Every brand on this list grants access to something valuable: credentials, payment methods, personal data, or all three. Microsoft and Google hold work and personal email. AT&T and Telekom control phone accounts tied to two-factor authentication. Steam and Facebook store payment details and social connections. McAfee and Coinbase trade on security and financial trust. Yahoo still manages millions of active inboxes. And USPS sits at the intersection of identity verification and package tracking that people check reflexively during tax season.
The top four brands deserve a closer look because scammers deploy distinct, specialized tactics for each one.
Microsoft kept the top spot by riding January's billing cycle. Fake 365 subscription renewal alerts and account security warnings landed in inboxes right when users were expecting legitimate payment confirmations, making them harder to question. The phishing pages capture email, password, and two-factor codes in sequence, giving attackers access to OneDrive, Outlook, and linked enterprise accounts in a single session.

AT&T jumped from sixth to second on the strength of two SMS campaigns. The first told subscribers their Rewards points were expiring, sending them to a fake AT&T login page that harvested credentials, billing info, and account PINs. The second targeted customers in areas with real service outages, using "service disruption" alerts that were hard to dismiss because they matched something actually happening. Urgency plus plausibility made AT&T the quarter's fastest-rising lure.

Steam stayed in the top three as attackers turned the platform's own social features against its users. Fake gift card pages and Steam Guard verification pop-ups caught people still responding to Winter Sale promotions. But the bigger Q1 tactic was trade offer scams sent from compromised friend accounts, which redirected victims to credential-stealing sites. Each stolen account feeds the next wave: attackers liquidate inventories, sell the account, or use it to scam the victim's friend list.

Facebook dropped from second to fourth, but the real shift was how attacks arrived. The lures stayed the same (fake "suspicious login" alerts, policy violation warnings), but delivery moved from email to SMS and WhatsApp. That channel switch caught users who had trained themselves to spot phishing in their inbox but hadn't applied the same scrutiny to text messages. Once an account is compromised, attackers message the victim's entire friend list with investment scams and malicious links, turning one stolen login into dozens of new targets.

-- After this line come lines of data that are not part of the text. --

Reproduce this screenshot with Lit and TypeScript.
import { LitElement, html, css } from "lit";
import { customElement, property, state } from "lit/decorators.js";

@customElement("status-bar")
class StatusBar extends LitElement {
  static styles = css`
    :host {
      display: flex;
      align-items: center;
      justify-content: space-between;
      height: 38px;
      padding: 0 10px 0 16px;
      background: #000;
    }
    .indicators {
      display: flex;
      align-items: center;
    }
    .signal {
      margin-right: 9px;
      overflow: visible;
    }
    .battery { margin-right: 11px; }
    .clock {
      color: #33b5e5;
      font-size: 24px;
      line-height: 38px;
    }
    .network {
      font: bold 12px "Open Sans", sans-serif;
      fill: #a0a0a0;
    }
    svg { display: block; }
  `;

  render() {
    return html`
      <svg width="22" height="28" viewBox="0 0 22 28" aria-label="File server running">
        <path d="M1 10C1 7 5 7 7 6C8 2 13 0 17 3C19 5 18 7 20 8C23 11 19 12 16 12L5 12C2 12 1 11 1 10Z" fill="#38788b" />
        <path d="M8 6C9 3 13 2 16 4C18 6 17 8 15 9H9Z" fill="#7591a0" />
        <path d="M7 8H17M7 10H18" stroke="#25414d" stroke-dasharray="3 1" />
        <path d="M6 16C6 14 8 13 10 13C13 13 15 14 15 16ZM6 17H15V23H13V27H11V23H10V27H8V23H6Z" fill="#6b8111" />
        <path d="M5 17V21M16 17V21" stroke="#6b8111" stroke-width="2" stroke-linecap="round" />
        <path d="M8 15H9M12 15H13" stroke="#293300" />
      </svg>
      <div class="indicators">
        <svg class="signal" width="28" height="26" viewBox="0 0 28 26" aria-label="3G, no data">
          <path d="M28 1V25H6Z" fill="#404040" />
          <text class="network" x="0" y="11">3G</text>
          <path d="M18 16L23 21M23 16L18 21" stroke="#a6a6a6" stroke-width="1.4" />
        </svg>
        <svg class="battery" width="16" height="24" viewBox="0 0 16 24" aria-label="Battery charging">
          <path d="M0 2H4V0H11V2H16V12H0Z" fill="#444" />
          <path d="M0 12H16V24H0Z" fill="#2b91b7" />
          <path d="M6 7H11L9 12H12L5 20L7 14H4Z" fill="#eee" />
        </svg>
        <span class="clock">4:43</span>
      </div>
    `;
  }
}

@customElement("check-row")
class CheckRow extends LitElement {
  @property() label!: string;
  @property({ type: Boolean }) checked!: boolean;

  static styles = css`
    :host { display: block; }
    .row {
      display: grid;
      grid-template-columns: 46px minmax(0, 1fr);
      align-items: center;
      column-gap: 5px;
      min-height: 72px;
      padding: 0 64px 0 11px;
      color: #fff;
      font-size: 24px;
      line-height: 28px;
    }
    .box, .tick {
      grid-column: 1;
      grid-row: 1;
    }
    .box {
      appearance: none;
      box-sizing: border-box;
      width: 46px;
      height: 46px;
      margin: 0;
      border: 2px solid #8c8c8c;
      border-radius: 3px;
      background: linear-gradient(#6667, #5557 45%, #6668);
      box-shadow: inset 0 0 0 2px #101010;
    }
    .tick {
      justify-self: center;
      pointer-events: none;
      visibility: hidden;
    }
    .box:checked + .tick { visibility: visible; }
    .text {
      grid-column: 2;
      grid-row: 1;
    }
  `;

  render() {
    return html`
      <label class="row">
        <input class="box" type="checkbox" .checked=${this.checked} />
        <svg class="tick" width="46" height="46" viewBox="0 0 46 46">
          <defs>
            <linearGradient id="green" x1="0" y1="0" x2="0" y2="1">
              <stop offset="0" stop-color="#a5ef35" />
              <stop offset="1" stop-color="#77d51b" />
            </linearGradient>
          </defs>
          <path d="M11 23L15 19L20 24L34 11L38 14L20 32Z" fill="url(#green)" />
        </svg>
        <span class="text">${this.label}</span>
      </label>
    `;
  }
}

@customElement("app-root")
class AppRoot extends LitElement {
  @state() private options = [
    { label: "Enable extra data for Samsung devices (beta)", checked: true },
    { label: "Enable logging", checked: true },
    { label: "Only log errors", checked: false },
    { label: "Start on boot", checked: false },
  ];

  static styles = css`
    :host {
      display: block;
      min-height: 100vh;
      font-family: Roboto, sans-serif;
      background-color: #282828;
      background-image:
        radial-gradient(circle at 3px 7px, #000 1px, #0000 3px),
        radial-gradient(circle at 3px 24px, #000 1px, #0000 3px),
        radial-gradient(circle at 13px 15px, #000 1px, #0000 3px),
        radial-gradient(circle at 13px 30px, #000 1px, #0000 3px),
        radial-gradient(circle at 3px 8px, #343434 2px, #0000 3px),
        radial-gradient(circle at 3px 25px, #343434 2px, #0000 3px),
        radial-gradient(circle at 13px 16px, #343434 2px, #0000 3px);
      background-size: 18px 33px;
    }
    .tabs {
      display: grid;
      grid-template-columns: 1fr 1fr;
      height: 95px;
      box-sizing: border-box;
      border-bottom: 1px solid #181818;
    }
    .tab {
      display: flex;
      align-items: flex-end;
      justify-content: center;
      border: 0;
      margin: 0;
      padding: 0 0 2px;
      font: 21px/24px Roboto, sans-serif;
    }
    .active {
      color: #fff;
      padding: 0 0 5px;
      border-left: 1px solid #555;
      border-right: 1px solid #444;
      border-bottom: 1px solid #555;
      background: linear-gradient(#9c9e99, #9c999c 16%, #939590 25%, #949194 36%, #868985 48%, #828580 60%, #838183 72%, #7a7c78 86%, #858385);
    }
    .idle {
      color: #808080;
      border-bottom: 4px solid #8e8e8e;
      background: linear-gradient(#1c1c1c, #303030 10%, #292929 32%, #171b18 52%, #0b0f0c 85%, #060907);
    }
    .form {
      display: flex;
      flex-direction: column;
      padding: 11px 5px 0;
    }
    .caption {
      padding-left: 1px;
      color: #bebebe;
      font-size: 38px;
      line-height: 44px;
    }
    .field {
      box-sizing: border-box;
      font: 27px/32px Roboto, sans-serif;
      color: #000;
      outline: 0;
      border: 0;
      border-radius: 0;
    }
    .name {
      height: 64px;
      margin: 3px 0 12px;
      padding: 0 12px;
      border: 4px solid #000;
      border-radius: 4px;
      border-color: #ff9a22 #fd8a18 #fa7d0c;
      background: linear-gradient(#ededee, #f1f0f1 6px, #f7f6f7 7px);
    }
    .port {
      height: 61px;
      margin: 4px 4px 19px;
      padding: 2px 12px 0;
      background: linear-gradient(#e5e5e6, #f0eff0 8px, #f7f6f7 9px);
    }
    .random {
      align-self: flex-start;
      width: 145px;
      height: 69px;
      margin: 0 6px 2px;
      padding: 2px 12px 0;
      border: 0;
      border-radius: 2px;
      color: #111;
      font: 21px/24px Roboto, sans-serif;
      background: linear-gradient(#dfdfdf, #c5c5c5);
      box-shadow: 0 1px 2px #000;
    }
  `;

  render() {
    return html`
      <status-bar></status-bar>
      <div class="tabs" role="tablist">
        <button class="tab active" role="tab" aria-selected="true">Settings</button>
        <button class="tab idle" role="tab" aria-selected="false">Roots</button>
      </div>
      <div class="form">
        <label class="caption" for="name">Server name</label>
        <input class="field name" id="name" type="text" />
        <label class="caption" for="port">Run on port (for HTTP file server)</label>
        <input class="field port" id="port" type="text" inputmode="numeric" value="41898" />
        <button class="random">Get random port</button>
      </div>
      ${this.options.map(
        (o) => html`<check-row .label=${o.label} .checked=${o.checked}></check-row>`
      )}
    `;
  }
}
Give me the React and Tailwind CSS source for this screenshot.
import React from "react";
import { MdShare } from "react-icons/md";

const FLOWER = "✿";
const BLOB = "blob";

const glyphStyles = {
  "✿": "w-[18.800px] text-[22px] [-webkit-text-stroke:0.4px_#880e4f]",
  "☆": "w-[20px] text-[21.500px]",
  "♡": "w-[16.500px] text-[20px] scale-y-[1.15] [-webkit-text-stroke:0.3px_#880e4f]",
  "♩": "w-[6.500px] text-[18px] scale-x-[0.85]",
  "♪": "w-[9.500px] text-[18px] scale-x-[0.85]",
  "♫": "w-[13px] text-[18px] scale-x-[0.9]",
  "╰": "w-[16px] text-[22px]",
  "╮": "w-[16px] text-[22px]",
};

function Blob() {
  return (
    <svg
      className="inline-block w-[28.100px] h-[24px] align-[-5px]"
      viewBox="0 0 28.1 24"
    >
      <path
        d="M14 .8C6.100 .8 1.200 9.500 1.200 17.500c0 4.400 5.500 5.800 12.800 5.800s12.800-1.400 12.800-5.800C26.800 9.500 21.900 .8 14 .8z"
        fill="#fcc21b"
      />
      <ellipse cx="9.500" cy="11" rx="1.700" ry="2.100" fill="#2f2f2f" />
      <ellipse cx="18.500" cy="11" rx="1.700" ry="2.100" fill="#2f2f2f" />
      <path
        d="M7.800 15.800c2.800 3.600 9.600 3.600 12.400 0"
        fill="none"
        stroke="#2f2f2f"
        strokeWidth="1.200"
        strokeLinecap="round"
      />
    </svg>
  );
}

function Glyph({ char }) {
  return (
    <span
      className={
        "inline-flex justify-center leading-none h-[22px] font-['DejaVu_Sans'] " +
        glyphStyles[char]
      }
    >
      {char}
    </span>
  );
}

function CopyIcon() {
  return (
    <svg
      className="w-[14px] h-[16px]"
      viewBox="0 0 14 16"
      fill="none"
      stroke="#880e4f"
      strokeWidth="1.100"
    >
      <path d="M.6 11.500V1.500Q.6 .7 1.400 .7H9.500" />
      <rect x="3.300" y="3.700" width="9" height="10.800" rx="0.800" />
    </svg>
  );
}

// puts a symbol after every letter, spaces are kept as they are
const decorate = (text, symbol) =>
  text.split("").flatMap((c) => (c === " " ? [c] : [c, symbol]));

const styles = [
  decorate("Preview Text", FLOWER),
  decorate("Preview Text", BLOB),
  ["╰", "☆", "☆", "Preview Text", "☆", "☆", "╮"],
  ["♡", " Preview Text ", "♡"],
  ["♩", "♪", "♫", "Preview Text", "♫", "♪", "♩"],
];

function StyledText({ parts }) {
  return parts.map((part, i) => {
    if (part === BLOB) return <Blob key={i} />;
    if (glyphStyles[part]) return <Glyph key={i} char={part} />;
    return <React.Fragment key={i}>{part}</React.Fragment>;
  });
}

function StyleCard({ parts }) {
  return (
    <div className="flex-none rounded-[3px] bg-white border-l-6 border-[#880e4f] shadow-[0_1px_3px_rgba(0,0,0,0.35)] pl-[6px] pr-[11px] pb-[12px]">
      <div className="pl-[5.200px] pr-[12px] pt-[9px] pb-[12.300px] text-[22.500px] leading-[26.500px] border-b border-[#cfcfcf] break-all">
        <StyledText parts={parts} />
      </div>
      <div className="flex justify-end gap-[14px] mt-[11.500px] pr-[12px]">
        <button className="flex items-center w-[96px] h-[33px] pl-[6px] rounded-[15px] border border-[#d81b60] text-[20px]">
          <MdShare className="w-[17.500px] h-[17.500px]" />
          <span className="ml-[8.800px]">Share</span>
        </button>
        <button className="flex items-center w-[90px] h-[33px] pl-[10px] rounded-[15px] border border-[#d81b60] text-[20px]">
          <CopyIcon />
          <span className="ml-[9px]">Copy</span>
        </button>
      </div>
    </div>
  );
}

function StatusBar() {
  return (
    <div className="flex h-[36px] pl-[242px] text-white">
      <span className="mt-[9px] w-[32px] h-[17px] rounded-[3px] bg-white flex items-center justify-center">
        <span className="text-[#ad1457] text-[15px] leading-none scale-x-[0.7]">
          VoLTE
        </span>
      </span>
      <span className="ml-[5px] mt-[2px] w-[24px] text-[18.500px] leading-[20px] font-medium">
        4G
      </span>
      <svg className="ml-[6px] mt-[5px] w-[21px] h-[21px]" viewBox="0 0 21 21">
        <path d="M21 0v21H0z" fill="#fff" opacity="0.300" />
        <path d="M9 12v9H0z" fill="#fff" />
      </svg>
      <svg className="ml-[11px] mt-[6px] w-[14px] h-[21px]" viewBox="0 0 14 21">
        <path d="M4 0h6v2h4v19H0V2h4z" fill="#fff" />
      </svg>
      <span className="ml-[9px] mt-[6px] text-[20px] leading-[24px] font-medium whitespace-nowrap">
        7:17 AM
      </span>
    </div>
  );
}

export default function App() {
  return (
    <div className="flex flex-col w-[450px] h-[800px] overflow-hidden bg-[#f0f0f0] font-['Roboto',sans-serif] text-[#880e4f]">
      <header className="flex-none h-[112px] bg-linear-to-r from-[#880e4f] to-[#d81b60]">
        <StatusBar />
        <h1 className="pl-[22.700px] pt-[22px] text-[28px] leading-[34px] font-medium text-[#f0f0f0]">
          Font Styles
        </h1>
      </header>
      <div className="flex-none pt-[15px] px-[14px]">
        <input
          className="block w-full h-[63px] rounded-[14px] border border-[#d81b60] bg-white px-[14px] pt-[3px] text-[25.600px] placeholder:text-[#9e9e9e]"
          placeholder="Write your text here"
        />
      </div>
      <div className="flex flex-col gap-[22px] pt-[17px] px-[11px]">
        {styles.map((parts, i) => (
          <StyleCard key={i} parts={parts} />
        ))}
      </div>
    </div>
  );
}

Brand impersonation covered the top of the list, but Q1 2026 also produced three standalone scam campaigns worth watching closely.
Starting in early February, scammers began sending text messages impersonating Amazon, claiming a product from a recent order had been recalled and that the recipient was eligible for a refund. The texts included a link to a fake Amazon page that looked like a standard returns portal. Victims who followed the link were asked to log in and confirm their shipping address and payment details to "process the refund." In reality, the page captured Amazon account credentials, giving attackers access to saved payment methods, order history, and personal information tied to the account.
The campaign gained traction because it aligned with real Consumer Product Safety Commission recall announcements in February and March, making the messages feel timely and plausible. Unlike generic phishing blasts, these texts referenced "your recent order" without specifying a product, a tactic that works because most Amazon customers have ordered something recently enough to second-guess whether the message is real. If you receive a recall notification, go directly to Amazon's website or app and check your order history and the recalls page rather than clicking any link in the message.
With tax season running through April 15, scammers are exploiting the annual rush by impersonating the IRS, tax preparation services, and state revenue agencies. Phishing emails and texts claim to offer early refund access, warn of filing errors, or threaten penalties for unreported income, pushing recipients toward fake portals that harvest Social Security numbers, banking details, and login credentials for legitimate tax platforms. The IRS flagged these schemes as part of its 2026 Dirty Dozen list, noting that AI-generated messages have made scam communications harder to distinguish from genuine IRS correspondence.
The attacks follow a predictable calendar pattern. January and February bring fake W-2 and 1099 notifications targeting people waiting for tax documents. March sees a spike in fake refund status pages as early filers expect their returns. And as the April 15 deadline approaches, urgency-based scams intensify with threats of audits or penalties for people who haven't filed yet. The IRS will never contact you by text or email to request personal information. If you receive a message claiming to be from the IRS, report it to phishing@irs.gov and verify your filing status through IRS.gov directly.
In late January, Guardio's research team uncovered a malvertising campaign that purchased Google search ads for common Mac maintenance queries like "Mac storage full," "clean up Mac," and "Mac running slow." When users clicked these ads, they were redirected through a chain of cloaked URLs to a fake Apple support page that urged them to download a "recommended" cleanup tool. The downloaded software was actually infostealer malware designed to extract saved passwords, browser cookies, cryptocurrency wallet data, and autofill information from the victim's machine.
What made this campaign effective was its positioning. The malicious ads appeared at the top of Google search results, above legitimate tools and Apple's own support pages. Users searching for a fix to a real problem had no reason to suspect that the first result was an attack. The fake support pages used Apple's branding, fonts, and layout patterns, and the download process mimicked what users expect from legitimate Mac software installations. This campaign is a reminder that search results are not guaranteed to be safe. Bookmark official support pages for your devices and navigate to them directly instead of clicking through search ads when troubleshooting issues.
Q1 2026 confirmed a pattern that has been building for over a year: attackers plan their campaigns around the same calendar you follow. Tax deadlines, billing cycles, product recalls, and seasonal promotions all become entry points when scammers can match their timing to yours. Microsoft, AT&T, Steam, and Facebook topped the list not because they are insecure, but because millions of people interact with these brands on autopilot, and that familiarity is exactly what phishing exploits.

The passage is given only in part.